NOTICE OF SPECIAL GENERAL MEETING

Notes:

  1. Any member entitled to attend and vote at the meeting is entitled to appoint one or more proxies to attend and vote instead of him. Only a member of the Company may be appointed to act as a proxy.

  2. The instrument appointing a proxy shall be in writing under the hand of the appointer or his/her attorney duly authorized in writing or, if the appointer is a corporation, either under its common seal or under the hand of any officer, attorney or other person duly authorised to sign the same.

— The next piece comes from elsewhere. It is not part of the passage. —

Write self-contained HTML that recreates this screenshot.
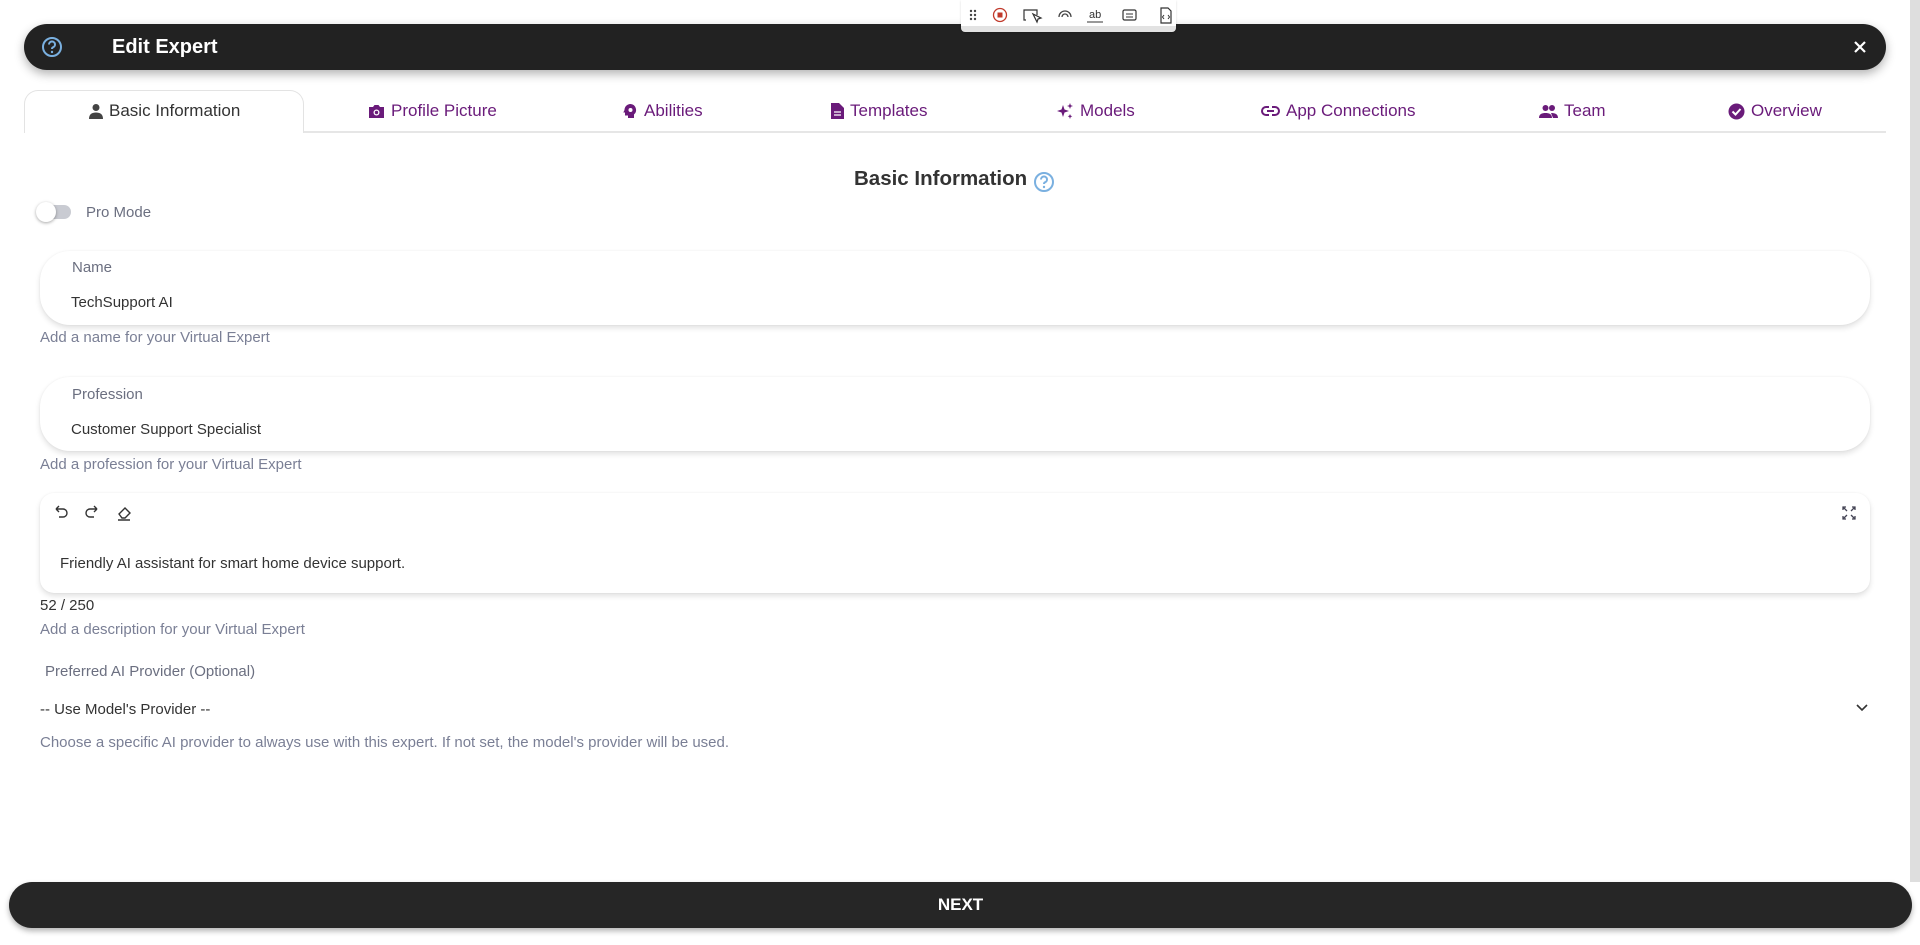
<!DOCTYPE html>
<html><head><meta charset="utf-8"><style>
*{box-sizing:border-box;margin:0;padding:0}
body{width:1920px;height:945px;overflow:hidden;background:#fff;font-family:"Liberation Sans",sans-serif;position:relative;color:#333}
.abs{position:absolute}
.hdr{left:24px;top:24px;width:1862px;height:46px;background:#222;border-radius:23px;box-shadow:0 4px 10px rgba(0,0,0,.3)}
.tb{left:961px;top:0;width:215px;height:32px;background:#fff;border-bottom:6px solid #e2e2e2;border-radius:0 0 4px 4px;box-shadow:0 1px 2px rgba(0,0,0,.15)}
.tab{top:101px;font-size:17px;color:#6a1b7a;display:flex;align-items:center;gap:6px;white-space:nowrap}
.field{left:40px;width:1830px;height:74px;border-radius:30px;background:#fff;box-shadow:0 3px 6px rgba(0,0,0,.12),0 0 2px rgba(0,0,0,.05)}
.lbl{font-size:15px;color:#6b6f80}
.val{font-size:15px;color:#333}
.help{font-size:15px;color:#7a7f95;left:40px}
</style></head><body>
<div class="abs" style="right:0;top:0;width:10px;height:882px;background:#dedede"></div>
<div class="abs hdr"></div>
<svg class="abs" style="left:41px;top:36px" width="22" height="22" viewBox="0 0 22 22"><circle cx="11" cy="11" r="9" fill="none" stroke="#7ab0e0" stroke-width="2"/><path d="M8 8.5a3 3 0 1 1 4 2.8c-.8.4-1 .9-1 1.7" fill="none" stroke="#7ab0e0" stroke-width="2"/><circle cx="11" cy="16" r="1.2" fill="#7ab0e0"/></svg>
<div class="abs" style="left:112px;top:36px;font-size:20px;font-weight:bold;color:#fff">Edit Expert</div>
<svg class="abs" style="left:1853px;top:40px" width="14" height="14" viewBox="0 0 14 14"><path d="M2 2L12 12M12 2L2 12" stroke="#fff" stroke-width="2.2"/></svg>
<div class="abs tb">
<svg width="215" height="26" viewBox="0 0 215 26"><g fill="#444"><circle cx="10" cy="11" r="1.2"/><circle cx="10" cy="15" r="1.2"/><circle cx="10" cy="19" r="1.2"/><circle cx="14" cy="11" r="1.2"/><circle cx="14" cy="15" r="1.2"/><circle cx="14" cy="19" r="1.2"/></g>
<circle cx="39" cy="15" r="6.5" fill="none" stroke="#c0392b" stroke-width="1.3"/><rect x="36.5" y="12.5" width="5" height="5" fill="#c0392b"/>
<path d="M65 20h-2v-10h13v5M72 14l4 8 1-3 3-1z" fill="none" stroke="#333" stroke-width="1.2"/>
<path d="M98 17a6 6 0 0 1 12 0M101 17a3 3 0 0 1 6 0" fill="none" stroke="#444" stroke-width="1.3"/>
<text x="128" y="18" font-size="11" fill="#333" font-family="Liberation Sans">ab</text><path d="M126 22h16" stroke="#333"/>
<rect x="162" y="10" width="13" height="10" rx="1.5" fill="none" stroke="#333" stroke-width="1.2"/><path d="M165 14h7M165 17h7" stroke="#333"/>
<path d="M200 8h7l3 3v12h-10z" fill="none" stroke="#333" stroke-width="1.2"/><path d="M203 15l-1.5 2 1.5 2M207 15l1.5 2-1.5 2" fill="none" stroke="#333"/></svg></div>

<div class="abs" style="left:24px;top:131px;width:1862px;height:2px;background:#e6e6e6"></div>
<div class="abs" style="left:24px;top:90px;width:280px;height:43px;background:#fff;border:1px solid #e3e3e3;border-bottom:none;border-radius:14px 14px 0 0"></div>
<div class="abs tab" style="left:89px;color:#333"><svg width="14" height="16" viewBox="0 0 14 16"><circle cx="7" cy="4.5" r="3.5" fill="#444"/><path d="M0 16c0-5 3-6.5 7-6.5s7 1.5 7 6.5z" fill="#444"/></svg>Basic Information</div>
<div class="abs tab" style="left:368px"><svg width="17" height="15" viewBox="0 0 17 15"><path d="M1 3h4l1.5-2h4L12 3h4v11H1z" fill="#6a1b7a"/><circle cx="8.5" cy="8.5" r="3" fill="#fff"/><circle cx="8.5" cy="8.5" r="1.7" fill="#6a1b7a"/></svg>Profile Picture</div>
<div class="abs tab" style="left:623px"><svg width="15" height="16" viewBox="0 0 15 16"><path d="M7.5 1a6 6 0 0 0-6 6l-1.2 2.5H2v3h3v2.5h6v-3.5a6 6 0 0 0-3.5-10.5z" fill="#6a1b7a"/><circle cx="7.5" cy="7" r="2" fill="#fff"/></svg>Abilities</div>
<div class="abs tab" style="left:831px"><svg width="13" height="16" viewBox="0 0 13 16"><path d="M0 0h8l5 5v11H0z" fill="#6a1b7a"/><path d="M3 9h7M3 12h7" stroke="#fff" stroke-width="1.3"/></svg>Templates</div>
<div class="abs tab" style="left:1056px"><svg width="18" height="18" viewBox="0 0 18 18"><path d="M7 3l1.5 4.5L13 9l-4.5 1.5L7 15l-1.5-4.5L1 9l4.5-1.5z" fill="#6a1b7a"/><path d="M14 1l.8 2.2L17 4l-2.2.8L14 7l-.8-2.2L11 4l2.2-.8zM14 12l.7 1.6 1.6.7-1.6.7L14 17l-.7-2-1.6-.7 1.6-.7z" fill="#6a1b7a"/></svg>Models</div>
<div class="abs tab" style="left:1261px"><svg width="19" height="12" viewBox="0 0 19 12"><path d="M8 2H5a4 4 0 0 0 0 8h3M11 2h3a4 4 0 0 1 0 8h-3M6 6h7" fill="none" stroke="#6a1b7a" stroke-width="2"/></svg>App Connections</div>
<div class="abs tab" style="left:1539px"><svg width="19" height="14" viewBox="0 0 19 14"><circle cx="6.5" cy="4" r="3" fill="#6a1b7a"/><circle cx="13" cy="4" r="3" fill="#6a1b7a"/><path d="M0 14c0-4 3-5 6.5-5s6.5 1 6.5 5zM12 9c4 0 7 1 7 5h-5" fill="#6a1b7a"/></svg>Team</div>
<div class="abs tab" style="left:1728px"><svg width="17" height="17" viewBox="0 0 17 17"><circle cx="8.5" cy="8.5" r="8" fill="#6a1b7a"/><path d="M4.5 8.5l3 3 5-5.5" fill="none" stroke="#fff" stroke-width="2"/></svg>Overview</div>

<div class="abs" style="left:854px;top:167px;font-size:20.5px;font-weight:bold;color:#333">Basic Information</div>
<svg class="abs" style="left:1033px;top:171px" width="22" height="22" viewBox="0 0 22 22"><circle cx="11" cy="11" r="9" fill="none" stroke="#7ab0e0" stroke-width="2"/><path d="M8 8.5a3 3 0 1 1 4 2.8c-.8.4-1 .9-1 1.7" fill="none" stroke="#7ab0e0" stroke-width="2"/><circle cx="11" cy="16" r="1.2" fill="#7ab0e0"/></svg>

<div class="abs" style="left:38px;top:205px;width:33px;height:14px;border-radius:7px;background:#c9cbd2"></div>
<div class="abs" style="left:36px;top:202px;width:20px;height:20px;border-radius:50%;background:#fff;box-shadow:0 1px 3px rgba(0,0,0,.35)"></div>
<div class="abs lbl" style="left:86px;top:204px">Pro Mode</div>

<div class="abs field" style="top:251px"></div>
<div class="abs lbl" style="left:72px;top:259px">Name</div>
<div class="abs val" style="left:71px;top:294px">TechSupport AI</div>
<div class="abs help" style="top:329px">Add a name for your Virtual Expert</div>

<div class="abs field" style="top:377px"></div>
<div class="abs lbl" style="left:72px;top:386px">Profession</div>
<div class="abs val" style="left:71px;top:421px">Customer Support Specialist</div>
<div class="abs help" style="top:456px">Add a profession for your Virtual Expert</div>

<div class="abs" style="left:40px;top:493px;width:1830px;height:100px;border-radius:14px;background:#fff;box-shadow:0 3px 6px rgba(0,0,0,.12),0 0 2px rgba(0,0,0,.05)"></div>
<svg class="abs" style="left:52px;top:503px" width="90" height="20" viewBox="0 0 90 20"><path d="M4 6h7a4 4 0 0 1 0 8H7M4 6l3-3M4 6l3 3" fill="none" stroke="#333" stroke-width="1.4"/><path d="M45 6h-7a4 4 0 0 0 0 8h4M45 6l-3-3M45 6l-3 3" fill="none" stroke="#333" stroke-width="1.4"/><path d="M67 11l6-6 5 5-5 5h-3zM66 17h12" fill="none" stroke="#333" stroke-width="1.4"/></svg>
<svg class="abs" style="left:1842px;top:506px" width="14" height="14" viewBox="0 0 14 14"><path d="M1 1l4 4M13 1l-4 4M1 13l4-4M13 13l-4-4M1 4V1h3M10 1h3v3M1 10v3h3M10 13h3v-3" fill="none" stroke="#445" stroke-width="1.3"/></svg>
<div class="abs val" style="left:60px;top:555px">Friendly AI assistant for smart home device support.</div>
<div class="abs val" style="left:40px;top:597px">52 / 250</div>
<div class="abs help" style="top:621px">Add a description for your Virtual Expert</div>

<div class="abs lbl" style="left:45px;top:663px">Preferred AI Provider (Optional)</div>
<div class="abs val" style="left:40px;top:701px">-- Use Model's Provider --</div>
<svg class="abs" style="left:1855px;top:703px" width="14" height="10" viewBox="0 0 14 10"><path d="M2 2l5 5 5-5" fill="none" stroke="#333" stroke-width="1.6"/></svg>
<div class="abs help" style="top:734px">Choose a specific AI provider to always use with this expert. If not set, the model's provider will be used.</div>

<div class="abs" style="left:9px;top:882px;width:1903px;height:46px;border-radius:23px;background:#262626;box-shadow:0 3px 6px rgba(0,0,0,.3);color:#fff;font-weight:bold;font-size:17px;text-align:center;line-height:46px">NEXT</div>
</body></html>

  3. In order to be valid, a form of proxy together with the power of attorney or other authority (if any) under which it is signed or a notarially certified copy of that power or authority must be deposited with the Company’s Hong Kong branch share registrars and transfer office, Tricor Tengis Limited at 26th Floor, Tesbury Centre, 28 Queen’s Road East, Wanchai, Hong Kong not less than 48 hours before the time fixed for holding the meeting or any adjourned meeting thereof (as the case may be).

  4. Completion and return of the form of proxy will not preclude a member from attending and voting in person at the meeting or any adjourned meeting thereof (as the case may be) should they so wish, and in such event, the form of proxy shall be deemed to be revoked.

  5. Where there are joint registered holders of any share, any one of such joint holders may vote at the meeting, either in person or by proxy, in respect of such shares as if he/she was solely entitled thereto, but if more than one of such joint holders are present at the meeting, whether in person or by proxy, that one of the said persons so present whose name stands first on the register of members in respect of such shares shall be accepted to the exclusion of the votes of the other registered holders.